随着关门声一起响起的,还有系统的播报声。

“叮咚,恭喜亲亲,任务进度涨到48%了呢。”

“好……”张口又是一个哈欠,陈砚知的脑子已经像浆糊一样了,缓慢地挪回房间,几乎在沾上床的那一刻,就睡着了。

白天醒来后,也没有赖床,起床就直奔秦珩的房间,敲门没人应,又往楼下跑,才看到了坐在餐桌前的人。
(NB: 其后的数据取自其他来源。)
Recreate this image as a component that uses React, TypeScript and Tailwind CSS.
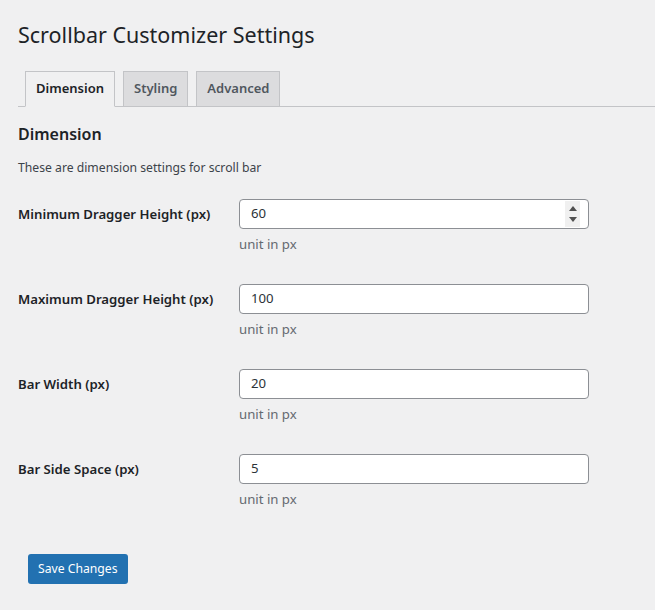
import React from "react";

const rows = [
  { label: "Minimum Dragger Height (px)", value: "60", spinner: true },
  { label: "Maximum Dragger Height (px)", value: "100" },
  { label: "Bar Width (px)", value: "20" },
  { label: "Bar Side Space (px)", value: "5" },
];

export default function App() {
  return (
    <div
      className="min-h-[610px] w-[655px] bg-[#f0f0f1] text-[#1d2327] overflow-hidden"
      style={{ fontFamily: '"Noto Sans", "Open Sans", sans-serif' }}
    >
      <div className="pl-[18px] pt-[20px]">
        <h1 className="text-[21.5px] leading-[29px] font-normal text-[#1d2327]">
          Scrollbar Customizer Settings
        </h1>

        <div className="mt-[22px] flex items-end border-b border-[#c3c4c7] pl-[7px] gap-[8px] h-[36px]">
          <div className="h-[36px] -mb-px px-[10px] flex items-center border border-[#c3c4c7] border-b-[#f0f0f1] bg-[#f0f0f1] text-[13px] font-semibold text-[#1d2327]">
            Dimension
          </div>
          <div className="h-[35px] px-[10px] flex items-center border border-[#c3c4c7] border-b-0 bg-[#dcdcde] text-[13px] font-semibold text-[#50575e]">
            Styling
          </div>
          <div className="h-[35px] px-[10px] flex items-center border border-[#c3c4c7] border-b-0 bg-[#dcdcde] text-[13px] font-semibold text-[#50575e]">
            Advanced
          </div>
        </div>

        <h2 className="mt-[16px] text-[16px] leading-[22px] font-semibold text-[#1d2327]">
          Dimension
        </h2>
        <p className="mt-[14px] text-[12.2px] leading-[18px] text-[#3c434a]">
          These are dimension settings for scroll bar
        </p>

        <div className="mt-[22px] flex flex-col gap-[30px]">
          {rows.map((r) => (
            <div key={r.label} className="flex">
              <div className="w-[221px] pt-[5px] text-[13.2px] leading-[20px] font-semibold text-[#1d2327]">
                {r.label}
              </div>
              <div className="flex flex-col">
                <div className="relative w-[350px] h-[30px] bg-white border border-[#8c8f94] rounded-[4px] flex items-center pl-[11px] text-[13.2px] text-[#2c3338]">
                  {r.value}
                  {r.spinner && (
                    <div className="absolute right-[8px] top-[1px] bottom-[1px] w-[15px] bg-[#f0f0f0] flex flex-col items-center justify-center gap-[6px]">
                      <svg width="8" height="5" viewBox="0 0 8 5">
                        <path d="M4 0 L8 5 L0 5 Z" fill="#505050" />
                      </svg>
                      <svg width="8" height="5" viewBox="0 0 8 5">
                        <path d="M0 0 L8 0 L4 5 Z" fill="#505050" />
                      </svg>
                    </div>
                  )}
                </div>
                <div className="mt-[5px] text-[13.2px] leading-[20px] text-[#646970]">
                  unit in px
                </div>
              </div>
            </div>
          ))}
        </div>

        <button className="mt-[45px] ml-[10px] h-[30px] px-[10px] rounded-[3px] bg-[#2271b1] text-white text-[12.2px] leading-[28px]">
          Save Changes
        </button>
      </div>
    </div>
  );
}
“你好点了没有,今天不用去上班吧?”陈砚知快走两步过去,立刻问道。

秦珩的脸色看起来已经和平时没区别了,他慢慢搅动着碗里的粥,看着对面的人说:“好了,但我请了病假,今天不上班。”

“你就是老板,请什么病假。”听他说没事,陈砚知放心了一点。

“嗯,逗你的。”秦珩嘴角上扬了一下。

都有空开玩笑了,陈砚知回头冲他做了个鬼脸,转身往厨房走,“阿姨,我也要喝粥。”

秦珩不由笑得更开心了。

难得今天都没有工作,两人能一起窝在家里。

陈砚知兴奋地跑上跑下,感觉比平时一个人的时候开心多了,还拽着秦珩去暖房,说要一起修剪花枝。

“……你平时也是这么剪的吗?”亲眼看着他毫不犹豫地下手,一剪刀把一根岔开的枝丫剪断,秦珩顿了一下,又觉得有点好笑。

陈砚知还在寻找着下一个落剪点,抽空回答他,“对啊,你不觉得想剪哪里剪哪里,很治愈吗?”

秦珩:……估计管理暖房的工作人员不觉得治愈。

但秦珩很乐意,跟在他旁边,不止陪着他瞎剪,还在旁边出主意。

两人忙活了半小时,最后收获了一捧开得正好的、五颜六色的花束,回去插在了客厅的花瓶里。

那两天,秦珩每次经过看到,心情都会变得格外的好。